▶ GOAL
Print the lines beginning with the one that contains "Clone this screenshot" and ending with the one that contains "string; lines: string[]", exactly, both included, and no other lines.

▶ MATERIAL FOR THIS EXERCISE

---

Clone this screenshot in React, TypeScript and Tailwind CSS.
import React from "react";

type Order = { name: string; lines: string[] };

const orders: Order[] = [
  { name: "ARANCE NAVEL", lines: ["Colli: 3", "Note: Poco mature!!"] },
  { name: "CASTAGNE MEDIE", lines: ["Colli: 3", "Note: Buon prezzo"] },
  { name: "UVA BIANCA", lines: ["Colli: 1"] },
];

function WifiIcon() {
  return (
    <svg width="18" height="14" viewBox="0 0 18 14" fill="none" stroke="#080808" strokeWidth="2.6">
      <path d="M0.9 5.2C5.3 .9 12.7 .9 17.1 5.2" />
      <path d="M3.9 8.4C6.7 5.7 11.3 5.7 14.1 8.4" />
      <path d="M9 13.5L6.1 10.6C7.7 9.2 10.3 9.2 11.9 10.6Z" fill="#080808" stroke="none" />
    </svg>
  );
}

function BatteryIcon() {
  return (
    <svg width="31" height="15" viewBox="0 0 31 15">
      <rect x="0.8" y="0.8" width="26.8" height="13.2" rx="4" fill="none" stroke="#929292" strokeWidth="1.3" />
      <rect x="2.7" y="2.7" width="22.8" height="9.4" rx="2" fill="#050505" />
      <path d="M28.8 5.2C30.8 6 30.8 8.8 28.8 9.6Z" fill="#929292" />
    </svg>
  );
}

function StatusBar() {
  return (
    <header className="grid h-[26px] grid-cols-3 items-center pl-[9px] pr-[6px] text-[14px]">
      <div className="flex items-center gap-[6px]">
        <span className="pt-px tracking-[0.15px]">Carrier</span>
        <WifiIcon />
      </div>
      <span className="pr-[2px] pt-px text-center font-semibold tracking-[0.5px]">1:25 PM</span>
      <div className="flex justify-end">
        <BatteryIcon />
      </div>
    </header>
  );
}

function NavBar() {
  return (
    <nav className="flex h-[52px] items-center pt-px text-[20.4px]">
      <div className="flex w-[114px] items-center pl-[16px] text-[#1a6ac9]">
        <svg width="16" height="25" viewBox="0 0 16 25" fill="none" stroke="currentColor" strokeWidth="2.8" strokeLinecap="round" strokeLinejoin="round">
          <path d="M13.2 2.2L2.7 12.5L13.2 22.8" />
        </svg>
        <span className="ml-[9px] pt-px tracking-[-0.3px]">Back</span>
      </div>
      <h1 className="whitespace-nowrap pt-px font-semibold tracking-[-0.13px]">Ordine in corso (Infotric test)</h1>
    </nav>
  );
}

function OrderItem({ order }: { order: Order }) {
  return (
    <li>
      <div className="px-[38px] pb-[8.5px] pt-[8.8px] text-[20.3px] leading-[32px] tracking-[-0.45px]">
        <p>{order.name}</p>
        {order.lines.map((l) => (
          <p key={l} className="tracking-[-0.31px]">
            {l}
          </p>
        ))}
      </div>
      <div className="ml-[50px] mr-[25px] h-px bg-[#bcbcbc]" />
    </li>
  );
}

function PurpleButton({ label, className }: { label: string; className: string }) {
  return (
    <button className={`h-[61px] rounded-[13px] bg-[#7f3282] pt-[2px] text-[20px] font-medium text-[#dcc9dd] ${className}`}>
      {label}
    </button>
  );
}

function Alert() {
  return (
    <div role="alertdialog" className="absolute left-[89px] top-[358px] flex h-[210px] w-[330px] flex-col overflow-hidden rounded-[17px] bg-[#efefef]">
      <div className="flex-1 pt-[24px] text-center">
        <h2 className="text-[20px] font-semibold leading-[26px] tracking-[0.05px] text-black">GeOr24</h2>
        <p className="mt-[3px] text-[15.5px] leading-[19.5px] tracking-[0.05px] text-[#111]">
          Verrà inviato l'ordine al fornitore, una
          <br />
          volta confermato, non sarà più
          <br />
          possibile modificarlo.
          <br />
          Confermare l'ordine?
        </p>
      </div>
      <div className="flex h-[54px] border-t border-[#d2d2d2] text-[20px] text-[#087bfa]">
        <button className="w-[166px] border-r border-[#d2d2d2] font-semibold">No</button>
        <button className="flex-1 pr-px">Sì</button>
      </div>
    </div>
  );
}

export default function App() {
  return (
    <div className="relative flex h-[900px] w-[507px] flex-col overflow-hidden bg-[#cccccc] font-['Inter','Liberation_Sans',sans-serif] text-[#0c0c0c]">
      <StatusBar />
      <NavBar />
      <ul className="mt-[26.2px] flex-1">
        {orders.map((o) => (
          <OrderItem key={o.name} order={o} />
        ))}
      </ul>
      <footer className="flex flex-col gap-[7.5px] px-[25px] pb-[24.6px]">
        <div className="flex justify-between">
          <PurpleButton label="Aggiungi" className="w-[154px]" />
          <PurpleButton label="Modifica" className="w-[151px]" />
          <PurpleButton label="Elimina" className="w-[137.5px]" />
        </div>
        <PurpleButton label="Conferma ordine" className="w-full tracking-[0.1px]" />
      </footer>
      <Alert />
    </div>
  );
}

---

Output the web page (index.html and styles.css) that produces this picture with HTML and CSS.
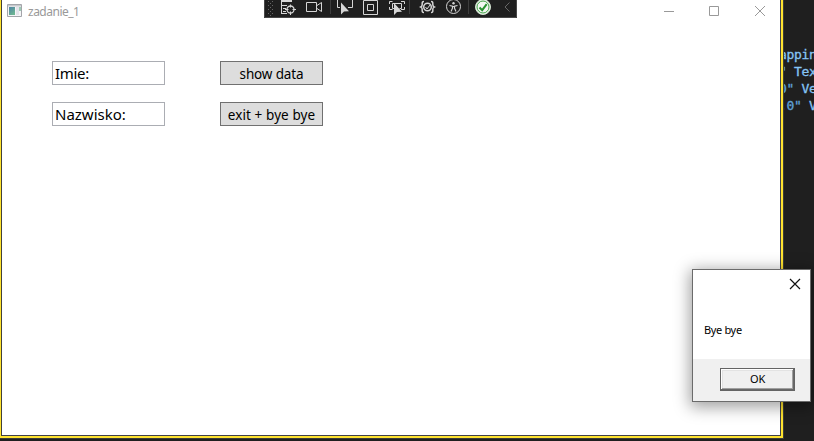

---

▶ WORKED SOLUTION
Clone this screenshot in React, TypeScript and Tailwind CSS.
import React from "react";

type Order = { name: string; lines: string[] };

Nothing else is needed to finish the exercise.